Heat pumps come in various forms. Air recovery standalone heaters doubling as air conditioners in summer are particularly good where electricity provides heating. Air-source water heating units can replace gas boilers providing hot water and heating for water-based radiators or underfloor systems – the latter can operate more efficiently due to the lower running temperatures. There are also ground-source systems.
Coupling heat pumps with thermal solar panels, photovoltaics, local microgrids, other renewables or energy storage, enhances energy efficiency and lowers running costs once initial capital outlay has been recovered. These systems can also help decouple energy requirements for heating from the electricity grid supply, particularly at times of high demand, thereby improving the grid’s robustness. Microgrids can also reduce the net cost of solar panels by allowing surplus electricity to be sold to neighbours, which can be facilitated, perhaps, by blockchain technology.

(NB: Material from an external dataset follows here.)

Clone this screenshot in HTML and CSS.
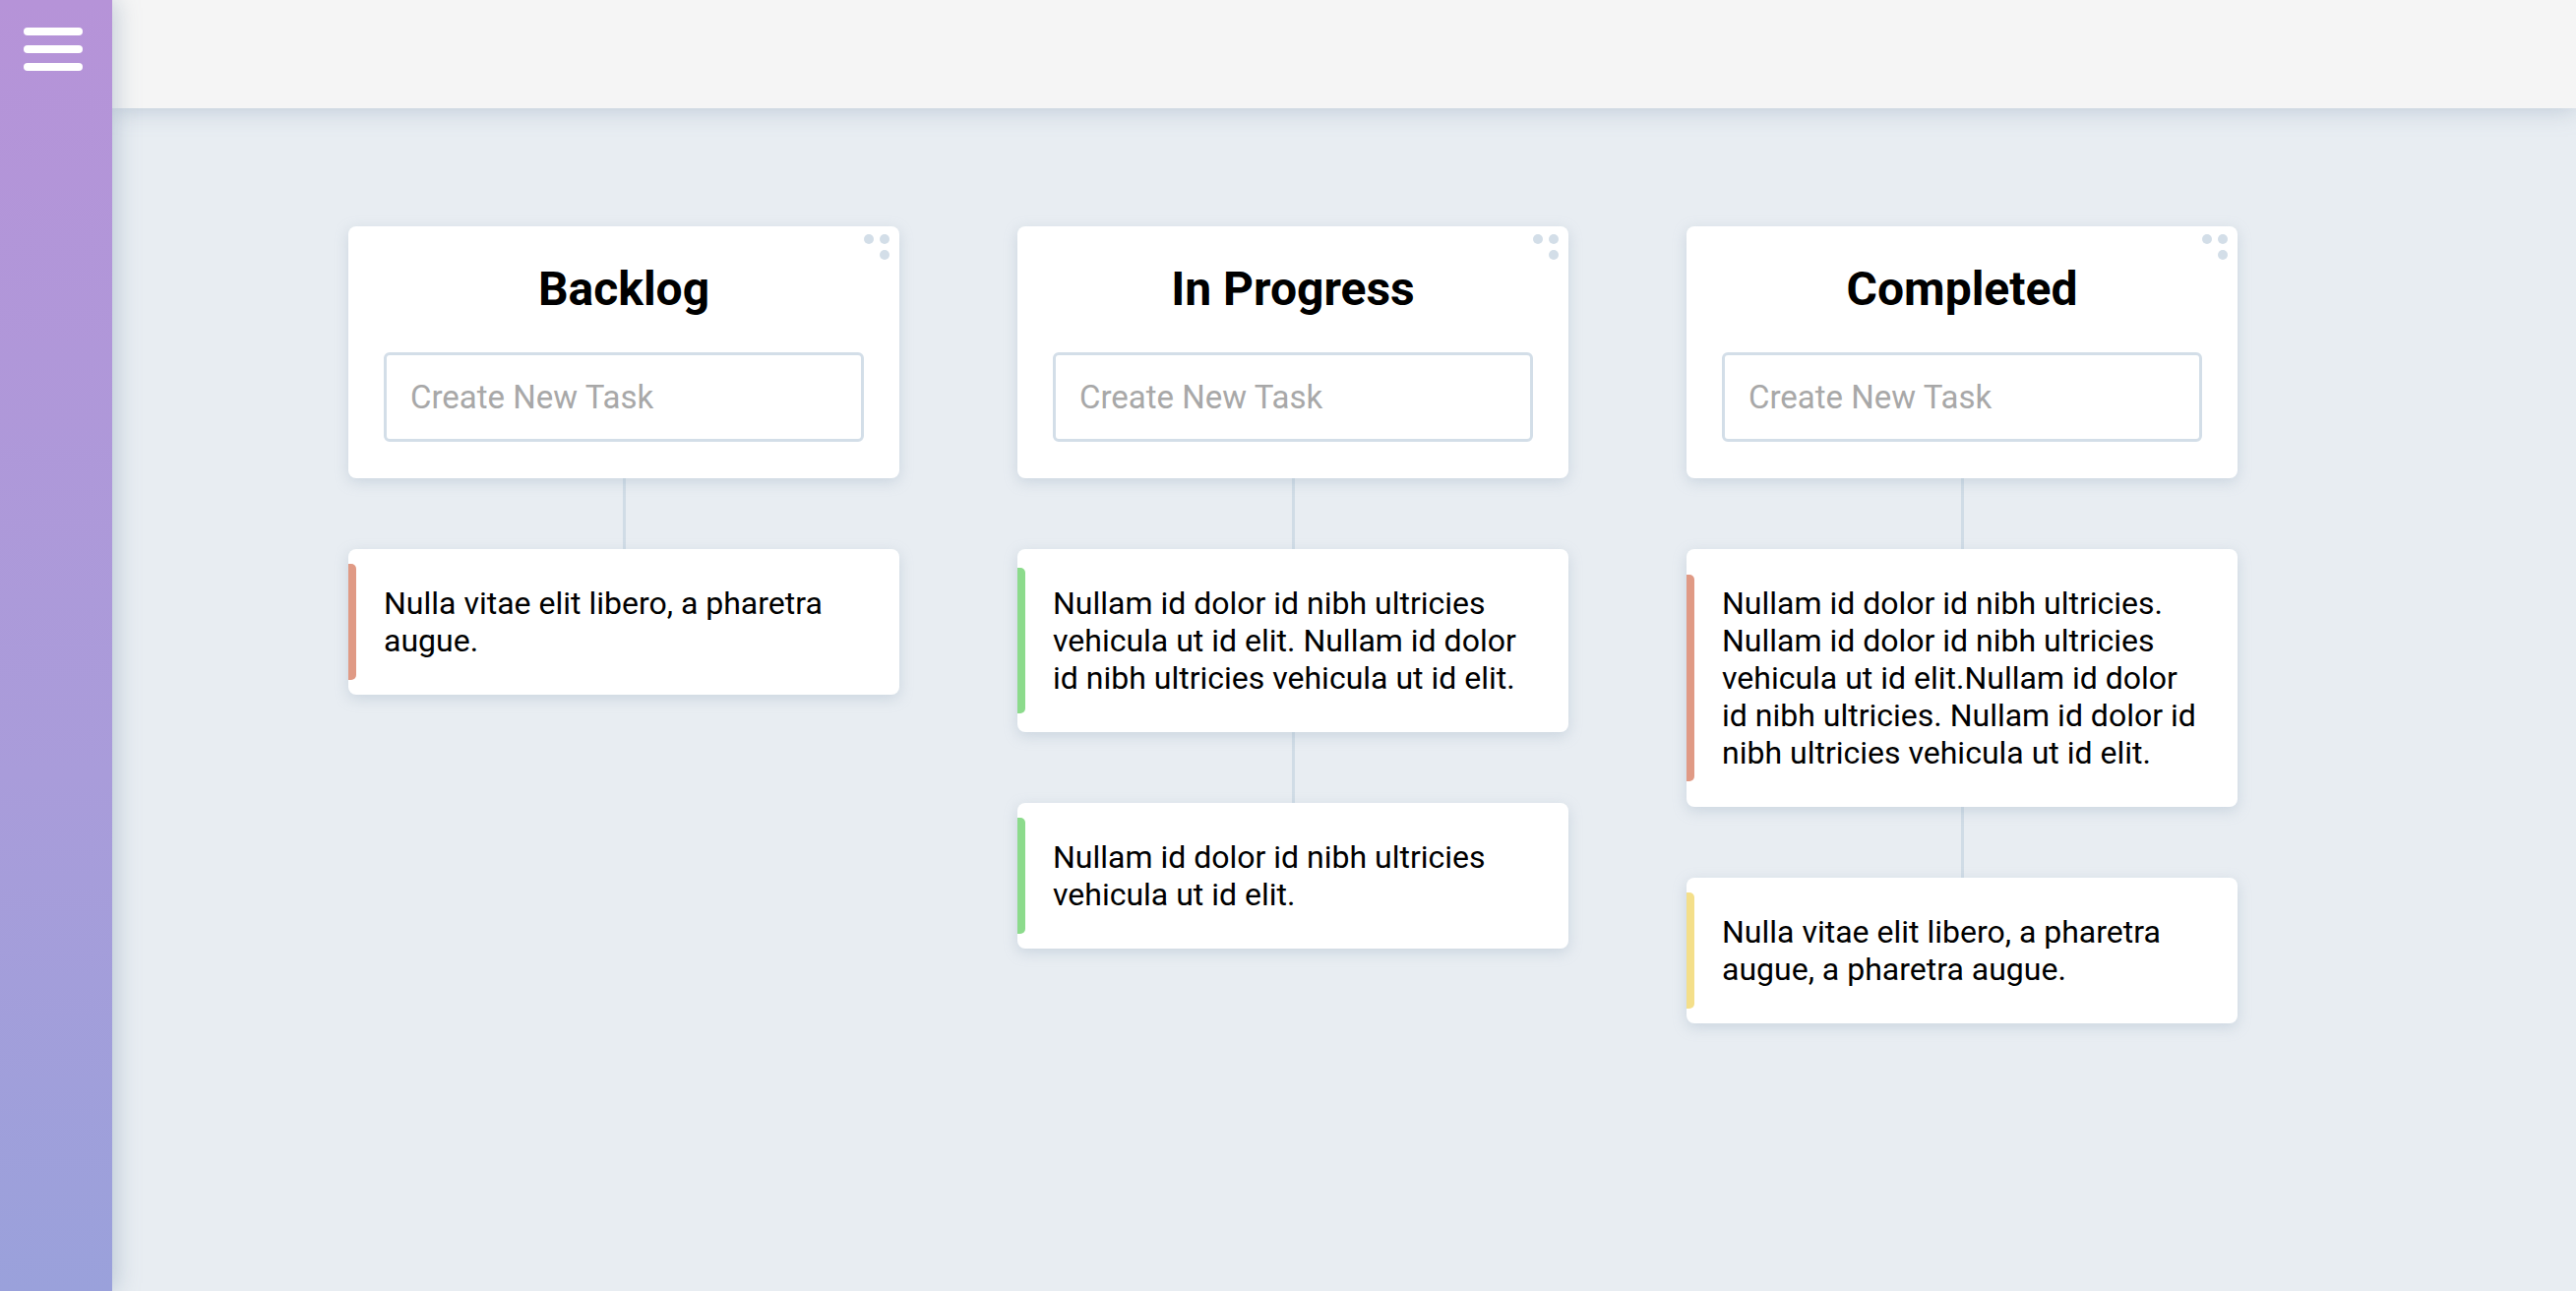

Two other methods – hydrogen and district heating – deliver energy to homes without increasing the load on the power grid but require significant investment in infrastructure. Adding hydrogen from gasification plants with CO₂ capture to the gas grid could progressively decarbonise the gas supply without disrupting how we heat our homes or cook. District heating uses a central CHP plant firing low-carbon or biorenewable fuel, such as biomass or waste, to generate steam for transmission to buildings and condensate return in insulated pipes.
Legislation requiring developers to incorporate zero-carbon construction and future proofing may be necessary, while awareness and training in zero-carbon design, construction and maintenance needs to be encouraged urgently.